When complexity in the data is a result of sampling from multiple scales
of continuous fluctuation derivative reconstruction can often isolate each
one separately. In one study (Henshaw notes 1997a) three smooth rates of
oscillation were superimposed and then loosely sampled to create test data
with an appearance of highly erratic fluctuation. Derivative reconstruction
was quite effective in recreating the composite curve and then separating
the original components. Any kind of noise suppression applied to the test
data in that case would have destroyed all of the subtle evidence of derivative
progression and made the reconstruction of the components completely impossible.
The first step is to interpolate a regular curve between the data points, following every wiggle, by inserting points resulting in the smoothest progression of rates of change possible. This concerns how the assumed or implied continuity would progress between points and is done with derivative interpolation. The present algorithm inserts a point where successive third sequential differences (derivatives) are equal (figure 1a). The second step is to construct that curve's dynamic mean, a smooth curve threading through the smallest scale fluctuations, as if the smallest scale of fluctuation were an elastic oscillation about a dynamically changing norm. This can be called integral interpolation and concerns the accumulative effect of the smaller fluctuations. The present technique does this by constructing a curve passing through the inflection (curvature reversal) points of the first. These two steps are repeated and result in a kind of 'smoothing', by separating the larger and smaller scales of variation.
The key analytical routine calculates the location of a point according to the rates of change implied by the two points before and after it, by equating the adjacent third sequential differences (3rd derivatives). For the case of equally spaced points the value of the new point as given in equation (10) and illustrated in figure 1a.

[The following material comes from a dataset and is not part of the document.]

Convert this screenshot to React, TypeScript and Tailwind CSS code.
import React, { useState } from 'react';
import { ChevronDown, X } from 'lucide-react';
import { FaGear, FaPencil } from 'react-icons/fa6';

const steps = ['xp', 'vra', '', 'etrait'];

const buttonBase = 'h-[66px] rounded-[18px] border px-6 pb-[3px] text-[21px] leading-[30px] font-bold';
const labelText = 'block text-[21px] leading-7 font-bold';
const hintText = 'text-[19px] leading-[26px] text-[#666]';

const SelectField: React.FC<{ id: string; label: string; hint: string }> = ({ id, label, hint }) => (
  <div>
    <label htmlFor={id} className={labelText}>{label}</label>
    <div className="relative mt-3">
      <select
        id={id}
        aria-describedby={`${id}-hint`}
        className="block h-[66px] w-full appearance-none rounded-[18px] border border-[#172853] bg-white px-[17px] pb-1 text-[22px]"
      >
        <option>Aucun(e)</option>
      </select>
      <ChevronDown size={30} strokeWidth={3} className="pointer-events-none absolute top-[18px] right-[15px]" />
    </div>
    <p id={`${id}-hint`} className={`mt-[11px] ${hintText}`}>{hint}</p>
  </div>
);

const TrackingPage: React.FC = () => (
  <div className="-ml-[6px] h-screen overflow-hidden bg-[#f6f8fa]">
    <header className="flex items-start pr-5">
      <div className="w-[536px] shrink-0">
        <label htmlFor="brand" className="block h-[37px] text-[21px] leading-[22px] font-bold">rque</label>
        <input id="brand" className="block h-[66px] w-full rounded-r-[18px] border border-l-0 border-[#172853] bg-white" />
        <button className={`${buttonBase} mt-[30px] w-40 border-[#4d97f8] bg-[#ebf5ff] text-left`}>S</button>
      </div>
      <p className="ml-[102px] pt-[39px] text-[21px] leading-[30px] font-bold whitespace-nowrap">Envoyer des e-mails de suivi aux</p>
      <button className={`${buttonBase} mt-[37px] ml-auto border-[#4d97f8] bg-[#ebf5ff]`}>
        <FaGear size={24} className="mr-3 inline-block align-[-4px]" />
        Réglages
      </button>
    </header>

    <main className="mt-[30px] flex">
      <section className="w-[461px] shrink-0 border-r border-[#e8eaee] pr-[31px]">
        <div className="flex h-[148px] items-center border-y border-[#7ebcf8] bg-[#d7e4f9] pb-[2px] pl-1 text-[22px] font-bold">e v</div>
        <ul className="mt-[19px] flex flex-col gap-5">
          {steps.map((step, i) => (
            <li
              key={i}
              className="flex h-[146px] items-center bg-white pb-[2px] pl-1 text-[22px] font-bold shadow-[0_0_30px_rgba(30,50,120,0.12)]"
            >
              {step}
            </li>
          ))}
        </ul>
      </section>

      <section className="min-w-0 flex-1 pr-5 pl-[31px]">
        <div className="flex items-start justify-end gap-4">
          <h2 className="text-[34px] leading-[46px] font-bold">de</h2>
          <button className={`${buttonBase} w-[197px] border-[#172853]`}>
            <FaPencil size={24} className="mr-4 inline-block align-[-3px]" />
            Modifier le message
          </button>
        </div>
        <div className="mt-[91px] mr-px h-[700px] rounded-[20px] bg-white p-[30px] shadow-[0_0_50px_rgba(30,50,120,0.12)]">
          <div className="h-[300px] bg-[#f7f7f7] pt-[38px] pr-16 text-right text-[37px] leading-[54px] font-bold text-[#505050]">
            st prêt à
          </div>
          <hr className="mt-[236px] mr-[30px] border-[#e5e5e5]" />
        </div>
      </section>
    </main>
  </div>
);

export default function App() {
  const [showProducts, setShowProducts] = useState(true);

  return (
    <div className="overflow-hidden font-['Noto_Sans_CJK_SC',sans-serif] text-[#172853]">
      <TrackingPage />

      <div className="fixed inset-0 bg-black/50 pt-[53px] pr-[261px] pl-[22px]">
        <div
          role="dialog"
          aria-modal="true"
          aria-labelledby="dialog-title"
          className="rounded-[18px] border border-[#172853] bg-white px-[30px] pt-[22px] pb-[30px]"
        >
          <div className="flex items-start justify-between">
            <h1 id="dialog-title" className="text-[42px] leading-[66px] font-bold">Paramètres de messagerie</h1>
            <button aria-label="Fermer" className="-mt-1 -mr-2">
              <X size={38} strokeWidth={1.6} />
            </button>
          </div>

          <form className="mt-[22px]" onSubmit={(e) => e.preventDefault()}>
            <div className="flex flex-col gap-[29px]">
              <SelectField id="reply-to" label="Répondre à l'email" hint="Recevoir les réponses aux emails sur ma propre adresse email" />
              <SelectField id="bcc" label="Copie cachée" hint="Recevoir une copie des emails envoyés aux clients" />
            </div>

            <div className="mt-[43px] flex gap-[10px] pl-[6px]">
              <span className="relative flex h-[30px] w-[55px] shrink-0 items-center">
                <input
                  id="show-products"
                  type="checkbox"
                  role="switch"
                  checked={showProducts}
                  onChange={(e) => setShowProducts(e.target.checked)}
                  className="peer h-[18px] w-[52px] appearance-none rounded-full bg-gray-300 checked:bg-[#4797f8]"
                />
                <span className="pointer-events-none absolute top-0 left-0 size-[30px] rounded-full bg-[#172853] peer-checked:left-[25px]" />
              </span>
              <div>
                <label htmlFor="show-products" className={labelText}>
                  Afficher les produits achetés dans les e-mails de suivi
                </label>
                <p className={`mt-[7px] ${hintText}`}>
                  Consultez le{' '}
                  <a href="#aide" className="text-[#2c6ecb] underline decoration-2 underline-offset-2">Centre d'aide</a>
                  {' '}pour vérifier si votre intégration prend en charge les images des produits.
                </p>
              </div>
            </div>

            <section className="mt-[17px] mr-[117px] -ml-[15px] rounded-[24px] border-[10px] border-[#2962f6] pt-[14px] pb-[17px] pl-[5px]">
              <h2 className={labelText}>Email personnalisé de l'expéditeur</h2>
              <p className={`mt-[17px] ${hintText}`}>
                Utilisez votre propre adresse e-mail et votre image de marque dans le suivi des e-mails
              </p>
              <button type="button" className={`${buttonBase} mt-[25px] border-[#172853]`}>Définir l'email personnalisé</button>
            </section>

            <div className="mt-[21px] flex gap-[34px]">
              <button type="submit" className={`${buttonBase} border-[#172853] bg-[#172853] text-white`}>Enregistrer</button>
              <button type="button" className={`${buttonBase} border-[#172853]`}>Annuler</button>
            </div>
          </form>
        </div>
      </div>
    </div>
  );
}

y2 = 1/3(y1 + y3) + 1/6(y0+y4) (10)
This relation is arrived at by first taking the successive differences:
dx0=x1-x0=1
dx1=x2-x1=1 dx2=x3-x2=1 dx3=x4-x3=1 |
dy0=y1-y0
dy1=y2-y1 dy2=y3-y2 dy3=y4-y3 |
d2y0=y2-2y1+y0
d2y0=y3-2y2+y1 d2y0=y4-2y3+y2 |
I
II |
d3y0=y3-3y2+3y1-y0
(a).
d3y1=y4-3y3+3y2-y1 (b) |
The point 'O' in figure 1a is the result given by the 3rd derivative interpolation. The point 'X' is the point that would result from linear (0th derivative) interpolation. Linear interpolation is valid only when the rates of change approaching and following the point are the same. Using 4th or higher derivative interpolation would follow the same scheme, though they have not been tested.
Partly because this algorithm is an imperfect approximation, and partly because of fine scale irregularity present in most data sets the same routine is often re-run, sequentially adjusting, rather than inserting, the points of the sequence to produce derivative regularization. This reduces fluctuation in the higher derivatives with limited effect on the path of the curve. It does slightly degrade the original information content and is used with discretion. Repeated derivative interpolation and regularization produces a differentiable curve in the limit, a proportional walk.

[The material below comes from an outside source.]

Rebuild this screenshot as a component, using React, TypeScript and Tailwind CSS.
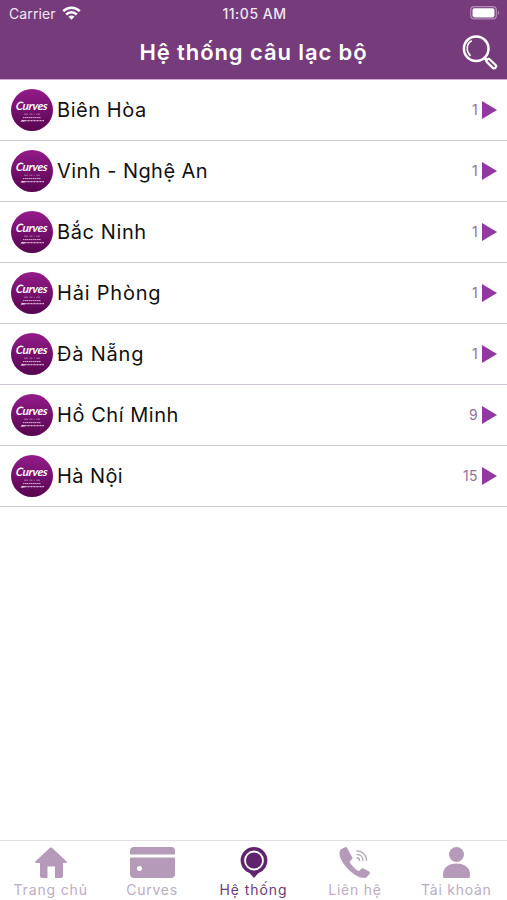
import type { ReactNode } from "react"

const clubs = [
  { name: "Biên Hòa", count: 1, tracking: "tracking-[0.55px]" },
  { name: "Vinh - Nghệ An", count: 1, tracking: "tracking-[0.45px]" },
  { name: "Bắc Ninh", count: 1, tracking: "tracking-[0.6px]" },
  { name: "Hải Phòng", count: 1, tracking: "tracking-[0.8px]" },
  { name: "Đà Nẵng", count: 1, tracking: "tracking-[0.8px]" },
  { name: "Hồ Chí Minh", count: 9, tracking: "tracking-[0.55px]" },
  { name: "Hà Nội", count: 15, tracking: "tracking-[0.4px]" },
]

function StatusBar() {
  return (
    <div className="grid h-[27px] grid-cols-3 items-center pl-[9px] pr-[7px] text-[#f1e6f2]">
      <div className="flex items-center gap-[6px]">
        <span className="text-[14px] leading-none tracking-[0.1px]">Carrier</span>
        <svg className="-mt-0.5" width="19" height="14" viewBox="0 0 19 14" fill="none" stroke="#fff" strokeWidth="2.6">
          <path d="M1.2 5.2a11.8 11.8 0 0 1 16.6 0" />
          <path d="M4.2 8.5a7.5 7.5 0 0 1 10.6 0" />
          <path d="M9.5 13.8 6.5 10.8a4.2 4.2 0 0 1 6 0Z" fill="#fff" stroke="none" />
        </svg>
      </div>
      <span className="text-center text-[14px] font-medium leading-none tracking-[0.5px]">11:05 AM</span>
      <svg className="-mt-0.5 justify-self-end" width="30" height="14" viewBox="0 0 30 14">
        <rect x="0.7" y="0.7" width="25.6" height="12.2" rx="3.4" fill="none" stroke="#b48cb9" strokeWidth="1.2" />
        <rect x="2.5" y="2.2" width="22" height="9.2" rx="1.8" fill="#fff" />
        <path d="M27.8 4.6c1.6.7 1.6 3.7 0 4.4Z" fill="#b48cb9" />
      </svg>
    </div>
  )
}

function SearchIcon() {
  return (
    <svg className="-ml-px -mt-0.5" width="36" height="36" viewBox="0 0 36 36" fill="none" stroke="#fff">
      <circle cx="14.2" cy="14.7" r="12.3" strokeWidth="2.5" />
      <path d="M8.2 21.3C3.8 17.2 4.5 9.5 9.3 7" strokeWidth="1.6" strokeLinecap="round" />
      <path d="m22.8 24 2.2 2.2" strokeWidth="3" />
      <path d="M24.5 27.6c-.8-1 1.7-3.4 2.8-2.6l6.5 6.3c1.3 1.5-1.3 4-2.8 2.8Z" strokeWidth="2.2" strokeLinejoin="round" />
    </svg>
  )
}

function ClubLogo() {
  return (
    <div className="flex h-[42px] w-[42px] shrink-0 flex-col items-center rounded-full bg-linear-to-b from-[#941b8b] to-[#580650] pt-[11px] text-white">
      <span className="-skew-x-6 font-['Lato',sans-serif] text-[11.5px] font-bold italic leading-[12px] -tracking-[0.3px]">
        Curves
      </span>
      <svg className="mt-px" width="26" height="10" viewBox="0 0 26 10" fill="none" stroke="#d8add6">
        <path d="M5 1.2h4m1.5 0h3m1.3 0h1m1.5 0H21" strokeWidth=".6" />
        <path d="M4 4.600h18" strokeDasharray="1.3 .4 2 .3" strokeWidth="1" />
        <path d="M6 7.600h19" strokeDasharray="1.5 .4 .8 .3" strokeWidth="1.200" />
        <path d="m1.500 8.600 2-2v1l2.200-.5v1.500Z" fill="#fff" stroke="none" />
      </svg>
    </div>
  )
}

function Tab({ label, active, tracking, children }: { label: string; active?: boolean; tracking: string; children: ReactNode }) {
  return (
    <div className={`flex flex-1 flex-col items-center ${active ? "text-[#6d3b78]" : "text-[#bdacc3]"}`}>
      <div className="flex h-[37px] items-end">{children}</div>
      <span className={`mt-[3px] whitespace-nowrap text-[14px] leading-[18px] ${tracking}`}>{label}</span>
    </div>
  )
}

export default function App() {
  return (
    <div className="flex h-[900px] w-[507px] flex-col overflow-hidden bg-white font-['Inter',sans-serif]">
      <header className="h-20 shrink-0 border-b border-[#cda9d3] bg-[#753b7b]">
        <StatusBar />
        <div className="grid h-[52px] grid-cols-[44px_1fr_44px] items-center">
          <h1 className="col-start-2 -mt-0.5 text-center text-[22px] font-semibold leading-none tracking-[0.9px] text-white">
            Hệ thống câu lạc bộ
          </h1>
          <SearchIcon />
        </div>
      </header>

      <ul className="flex-1">
        {clubs.map((club) => (
          <li key={club.name} className="flex h-[61px] items-center border-b border-[#cfc4d1] pl-[11px] pr-[10px] pb-px">
            <ClubLogo />
            <span className={`ml-1 flex-1 whitespace-nowrap text-[20px] leading-none text-[#111] ${club.tracking}`}>
              {club.name}
            </span>
            <span className="mr-[4px] text-[14px] leading-none tracking-[0.4px] text-[#96709c]">{club.count}</span>
            <svg width="15" height="18" viewBox="0 0 15 18" fill="#9338a3">
              <path d="M0 0v18l15-9Z" />
            </svg>
          </li>
        ))}
      </ul>

      <nav className="flex h-[60px] shrink-0 border-t border-[#e4e1e5]">
        <Tab label="Trang chủ" tracking="tracking-[0.85px]">
          <svg width="32" height="31" viewBox="0 0 32 31" fill="#b59bb9">
            <path d="M15 .8q1-.8 2 0l14.4 13.400q1.200 1.700-.8 1.800H28v13q0 2-2 2h-6V19.500h-7.500V31H7q-2 0-2-2V16H1.400Q-.6 15.900.6 14.200Z" />
          </svg>
        </Tab>
        <Tab label="Curves" tracking="tracking-[0.75px]">
          <svg width="45" height="31" viewBox="0 0 45 31" fill="#b59bb9">
            <path d="M0 7.500V4q0-4 4-4h37q4 0 4 4v3.500Z" />
            <path fillRule="evenodd" d="M0 10.500h45V27q0 4-4 4H4q-4 0-4-4Zm9.500 8.500a2.500 2.500 0 1 0 0 5 2.500 2.500 0 0 0 0-5Z" />
          </svg>
        </Tab>
        <Tab label="Hệ thống" active tracking="tracking-[0.95px]">
          <svg width="28" height="31" viewBox="0 0 28 31" fill="#60246e">
            <path d="M14 0a13.500 13.500 0 0 1 4.200 26.300L14 31l-4.200-4.700A13.500 13.500 0 0 1 14 0Z" />
            <circle cx="14" cy="13.500" r="9" stroke="#fff" strokeWidth="1.800" />
          </svg>
        </Tab>
        <Tab label="Liên hệ" tracking="tracking-[0.75px]">
          <svg width="32" height="31" viewBox="0 0 32 31" fill="#b59bb9">
            <path d="M6 .2 2 2.300C-.3 4.500.2 9 2.500 13.200c3.300 6.200 8.700 12 15.500 15.700 3.700 2 7.700 2.700 10 1l2.700-3.300q.8-1.200-.5-2.200l-5.700-3q-1.500-.7-2.500.5l-2 2c-1.400.8-9.300-6.700-9.300-9.300L13 12.300q.9-1 .2-2L8 .7Q7.200-.3 6 .2Z" />
            <g fill="none" stroke="#b3a8b6" strokeWidth="1.300" strokeLinecap="round">
              <path d="M18 4c5.500 0 9.500 4 9.500 9.500M18 7.500c3.500 0 6 2.500 6 6M18 11c1.500 0 2.600 1 2.600 2.500" />
            </g>
          </svg>
        </Tab>
        <Tab label="Tài khoản" tracking="tracking-[0.75px]">
          <svg width="27" height="31" viewBox="0 0 27 31" fill="#b59bb9">
            <circle cx="13.500" cy="7.500" r="7.500" />
            <path d="M0 29.500v-2C0 20.500 5.500 16.500 13.500 16.500S27 20.500 27 27.500v2Q27 31 25.500 31h-24Q0 31 0 29.500Z" />
          </svg>
        </Tab>
      </nav>
    </div>
  )
}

When used to successively adjust points for derivative regularization
each point directly contributes to determining adjusted locations for two
preceding and two following points. The original value of any point is
not considered in determining its own adjusted value, except in so far
as it has effected the locations of preceding points. A directional bias
that arises is compensated for by separately scanning the sequence forward
and back and averaging. After a few iterations little further alteration
of the shape of the curve is possible as only its smoothness is effected.

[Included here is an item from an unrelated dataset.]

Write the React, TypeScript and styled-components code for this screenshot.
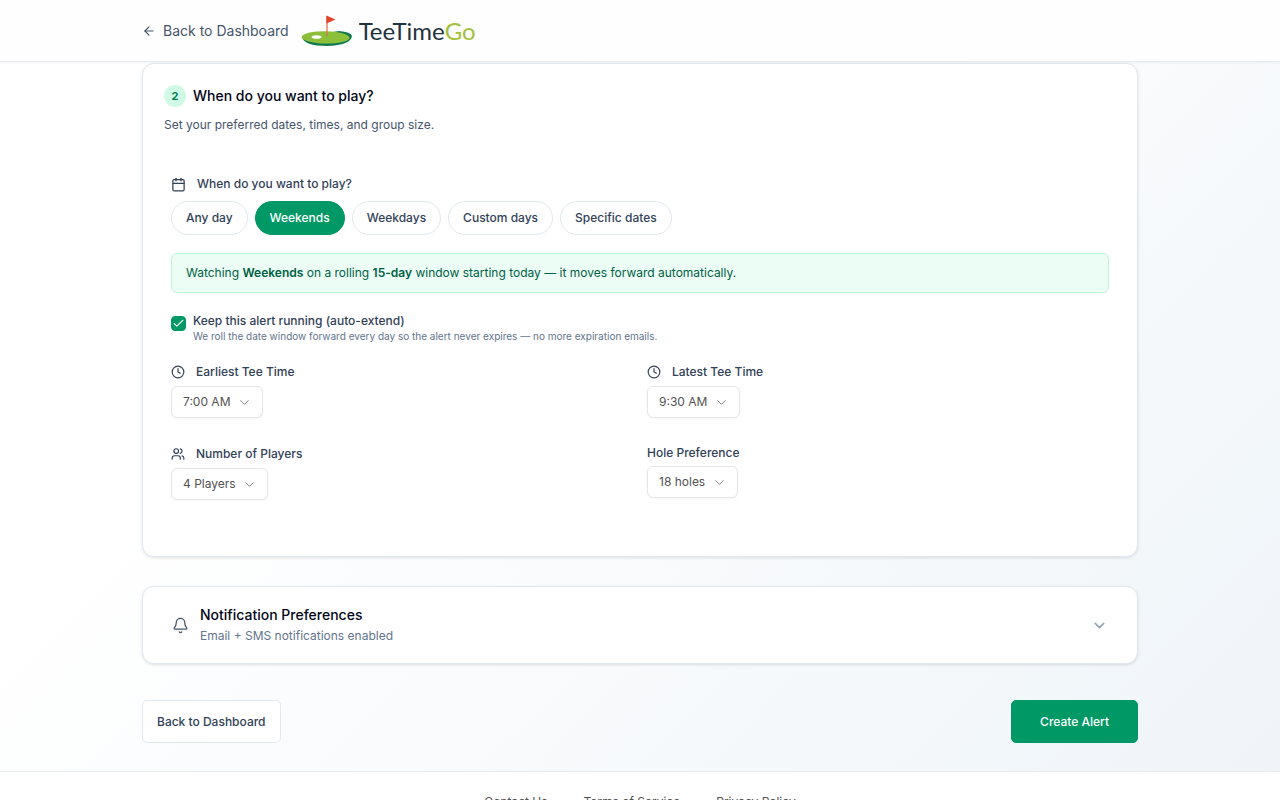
import React from "react";
import styled, { createGlobalStyle, css } from "styled-components";
import { ArrowLeft, Bell, Calendar, Check, ChevronDown, Clock, Users } from "lucide-react";

const GlobalStyle = createGlobalStyle`
  *, *::before, *::after { box-sizing: border-box; }
  body {
    margin: 0;
    font-family: Inter, "Liberation Sans", sans-serif;
    font-size: 12px;
    line-height: 18px;
    color: #314158;
    background: #fff;
  }
  button, input, select { font: inherit; color: inherit; margin: 0; }
  h1, h2, p { margin: 0; font-weight: 400; }
`;

const Page = styled.div`
  min-height: 100vh;
  background: linear-gradient(135deg, #ffffff 30%, #f8fafc 60%, #f2f7fa 82%, #eff3f8 100%);
`;

const Container = styled.div`
  max-width: 1024px;
  margin: 0 auto;
  padding: 0 14px;
`;

const Header = styled.header`
  background: #fefefe;
  border-bottom: 1px solid #e8ecf0;
  box-shadow: 0 1px 2px rgba(15, 23, 43, 0.05);
`;

const HeaderRow = styled(Container)`
  display: flex;
  align-items: center;
  gap: 12px;
  height: 61px;
`;

const BackLink = styled.a`
  display: flex;
  align-items: center;
  gap: 7px;
  color: #45556c;
  font-size: 14px;
  text-decoration: none;
`;

const Brand = styled.a`
  display: flex;
  align-items: center;
  gap: 6px;
  color: #1f3440;
  font-family: Lato, sans-serif;
  font-size: 24px;
  line-height: 32px;
  text-decoration: none;

  em {
    color: #a3c13a;
    font-style: normal;
  }
`;

const Main = styled.main`
  padding: 1px 0 28px;
`;

const Card = styled.section`
  background: #fff;
  border: 1px solid #e2e8f0;
  border-radius: 12px;
  box-shadow: 0 1px 3px rgba(15, 23, 43, 0.12);
`;

const StepCard = styled(Card)`
  padding: 21px 28px 56px;
`;

const StepHeader = styled.header`
  margin: 0 -7px 41px;
`;

const StepTitle = styled.h1`
  display: flex;
  align-items: center;
  gap: 7px;
  color: #020618;
  font-size: 14px;
  font-weight: 500;
  line-height: 22px;
`;

const StepNumber = styled.span`
  display: grid;
  place-items: center;
  width: 22px;
  height: 22px;
  border-radius: 50%;
  background: #d0fae5;
  color: #007a55;
  font-size: 11px;
  font-weight: 700;
`;

const StepHint = styled.p`
  margin-top: 9px;
  color: #45556c;
`;

const Caption = styled.span<{ $plain?: boolean }>`
  display: flex;
  align-items: center;
  gap: 11px;
  min-height: 18px;
  font-weight: 500;
  ${(p) =>
    p.$plain &&
    css`
      min-height: 16px;
      line-height: 16px;
    `}
`;

const PillRow = styled.div`
  display: flex;
  flex-wrap: wrap;
  gap: 7px;
  margin-top: 8px;
`;

const Pill = styled.button<{ $active?: boolean }>`
  height: 34px;
  padding: 0 14px;
  border: 1px solid ${(p) => (p.$active ? "#009966" : "#e2e8f0")};
  border-radius: 17px;
  background: ${(p) => (p.$active ? "#009966" : "#fff")};
  color: ${(p) => (p.$active ? "#fff" : "#314158")};
  font-weight: 500;
`;

const Notice = styled.p`
  margin-top: 18px;
  padding: 10px 14px;
  border: 1px solid #b9f3d8;
  border-radius: 6px;
  background: #ecfdf5;
  color: #006045;

  strong { font-weight: 600; }
`;

const ExtendRow = styled.div`
  display: flex;
  gap: 7px;
  margin-top: 20px;
`;

const CheckWrap = styled.span`
  display: grid;
  place-items: center;
  width: 15px;
  height: 15px;
  margin-top: 3px;
  color: #fff;

  > * { grid-area: 1 / 1; }
  svg { pointer-events: none; }
`;

const CheckInput = styled.input`
  appearance: none;
  width: 15px;
  height: 15px;
  border: 1px solid #cad5e2;
  border-radius: 4px;

  &:checked {
    border-color: #009966;
    background: #009966;
  }
`;

const ExtendText = styled.div`
  label {
    display: block;
    font-weight: 500;
    line-height: 16px;
  }
  p {
    color: #62748e;
    font-size: 10px;
    line-height: 14px;
  }
`;

const FieldGrid = styled.div`
  display: grid;
  grid-template-columns: 1fr 1fr;
  gap: 27px 14px;
  margin-top: 20px;
`;

const Field = styled.div`
  label { display: block; }
`;

const SelectWrap = styled.span`
  display: inline-grid;
  align-items: center;
  margin-top: 5px;

  > * { grid-area: 1 / 1; }
  svg {
    justify-self: end;
    margin-right: 11px;
    color: #808080;
    pointer-events: none;
  }
`;

const Select = styled.select`
  appearance: none;
  height: 32px;
  padding: 0 31px 0 11px;
  border: 1px solid #e5e5e5;
  border-radius: 6px;
  background: #fff;
  box-shadow: 0 1px 2px rgba(0, 0, 0, 0.04);
  color: #525252;
`;

const NotifyCard = styled(Card)`
  margin-top: 29px;
`;

const NotifyToggle = styled.button`
  display: flex;
  align-items: center;
  gap: 11px;
  width: 100%;
  padding: 17px 29px;
  border: 0;
  background: none;
  text-align: left;
`;

const NotifyText = styled.span`
  flex: 1;
  display: flex;
  flex-direction: column;
  color: #62748e;
  line-height: 21px;

  b {
    color: #020618;
    font-size: 14px;
    font-weight: 500;
  }
`;

const Actions = styled.div`
  display: flex;
  justify-content: space-between;
  margin-top: 36px;
`;

const Action = styled.button<{ $primary?: boolean }>`
  height: 43px;
  padding: 0 14px;
  border: 1px solid #e2e8f0;
  border-radius: 5px;
  background: #fff;
  font-weight: 500;
  ${(p) =>
    p.$primary &&
    css`
      padding: 0 28px;
      border-color: #009966;
      background: #009966;
      color: #fff;
    `}
`;

const Footer = styled.footer`
  padding: 21px 0 28px;
  border-top: 1px solid #e8ecf1;
  background: #fff;
`;

const FooterNav = styled.nav`
  display: flex;
  justify-content: center;
  gap: 36px;

  a {
    color: #525252;
    text-decoration: none;
  }
`;

function GolfGreen() {
  return (
    <svg width="52" height="32" viewBox="0 0 52 32" aria-hidden="true">
      <path d="M1 22 Q3 31 26 31 Q50 30 51 21 Q50 17 38 16 Z" fill="#0f7a52" />
      <ellipse cx="24.6" cy="22.4" rx="24" ry="6.2" fill="#8cbf3a" transform="rotate(1 25 22)" />
      <ellipse cx="15.6" cy="22" rx="5" ry="1.8" fill="#fff" />
      <path d="M26 1 V21" stroke="#e2674a" strokeWidth="1.2" />
      <path d="M25.4 0.6 L34.5 4.6 L25.4 8.4 Z" fill="#e2452c" />
    </svg>
  );
}

type SelectFieldProps = {
  id: string;
  label: string;
  icon?: React.ReactNode;
  options: string[];
};

function SelectField({ id, label, icon, options }: SelectFieldProps) {
  return (
    <Field>
      <label htmlFor={id}>
        <Caption $plain={!icon}>
          {icon}
          {label}
        </Caption>
      </label>
      <SelectWrap>
        <Select id={id} defaultValue={options[0]}>
          {options.map((o) => (
            <option key={o}>{o}</option>
          ))}
        </Select>
        <ChevronDown size={15} strokeWidth={1.6} />
      </SelectWrap>
    </Field>
  );
}

const DAY_MODES = ["Any day", "Weekends", "Weekdays", "Custom days", "Specific dates"];

export default function App() {
  const [mode, setMode] = React.useState("Weekends");
  return (
    <Page>
      <GlobalStyle />
      <Header>
        <HeaderRow>
          <BackLink href="#dashboard">
            <ArrowLeft size={14} />
            Back to Dashboard
          </BackLink>
          <Brand href="#home">
            <GolfGreen />
            <span>
              TeeTime<em>Go</em>
            </span>
          </Brand>
        </HeaderRow>
      </Header>

      <Main>
        <Container>
          <StepCard>
            <StepHeader>
              <StepTitle>
                <StepNumber>2</StepNumber>
                When do you want to play?
              </StepTitle>
              <StepHint>Set your preferred dates, times, and group size.</StepHint>
            </StepHeader>

            <div role="group" aria-labelledby="day-mode">
              <Caption id="day-mode">
                <Calendar size={15} />
                When do you want to play?
              </Caption>
              <PillRow>
                {DAY_MODES.map((m) => (
                  <Pill key={m} type="button" $active={m === mode} aria-pressed={m === mode} onClick={() => setMode(m)}>
                    {m}
                  </Pill>
                ))}
              </PillRow>
            </div>

            <Notice>
              Watching <strong>Weekends</strong> on a rolling <strong>15-day</strong> window starting today — it moves
              forward automatically.
            </Notice>

            <ExtendRow>
              <CheckWrap>
                <CheckInput id="extend" type="checkbox" defaultChecked />
                <Check size={13} />
              </CheckWrap>
              <ExtendText>
                <label htmlFor="extend">Keep this alert running (auto-extend)</label>
                <p>We roll the date window forward every day so the alert never expires — no more expiration emails.</p>
              </ExtendText>
            </ExtendRow>

            <FieldGrid>
              <SelectField id="earliest" label="Earliest Tee Time" icon={<Clock size={14} />} options={["7:00 AM"]} />
              <SelectField id="latest" label="Latest Tee Time" icon={<Clock size={14} />} options={["9:30 AM"]} />
              <SelectField id="players" label="Number of Players" icon={<Users size={14} />} options={["4 Players"]} />
              <SelectField id="holes" label="Hole Preference" options={["18 holes"]} />
            </FieldGrid>
          </StepCard>

          <NotifyCard>
            <NotifyToggle type="button" aria-expanded={false}>
              <Bell size={17} color="#45556c" strokeWidth={1.8} />
              <NotifyText>
                <b>Notification Preferences</b>
                <span>Email + SMS notifications enabled</span>
              </NotifyText>
              <ChevronDown size={17} color="#90a1b9" />
            </NotifyToggle>
          </NotifyCard>

          <Actions>
            <Action type="button">Back to Dashboard</Action>
            <Action type="submit" $primary>
              Create Alert
            </Action>
          </Actions>
        </Container>
      </Main>

      <Footer>
        <FooterNav>
          <a href="#contact">Contact Us</a>
          <a href="#terms">Terms of Service</a>
          <a href="#privacy">Privacy Policy</a>
        </FooterNav>
      </Footer>
    </Page>
  );
}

The derivatives (plots of the sequential differences) of a proportional walk display the progression of rates of change implied by the data in great detail. In particular, they precisely locate the implied inflection points of the smaller scale fluctuations and allow an accurate reconstruction of the dynamic mean of the first curve, representing a larger scale process underlying the smaller scale fluctuations. This is illustrated in figure 1b. Integral interpolation isolates the scales of regular behavior and allows them to be independently studied. A variety of experimental studies demonstrate that this can be quite effective in depicting fine scale details of the larger scale processes. Findings include high degrees of synchrony between turning points for second and third level dynamic means for behaviorally linked measures such as earth temperature and atmospheric CO2 and aggregate economic indicators, that were not at all apparent in the data(Henshaw notes 1997c). The studies also demonstrate some of the limitations of the method.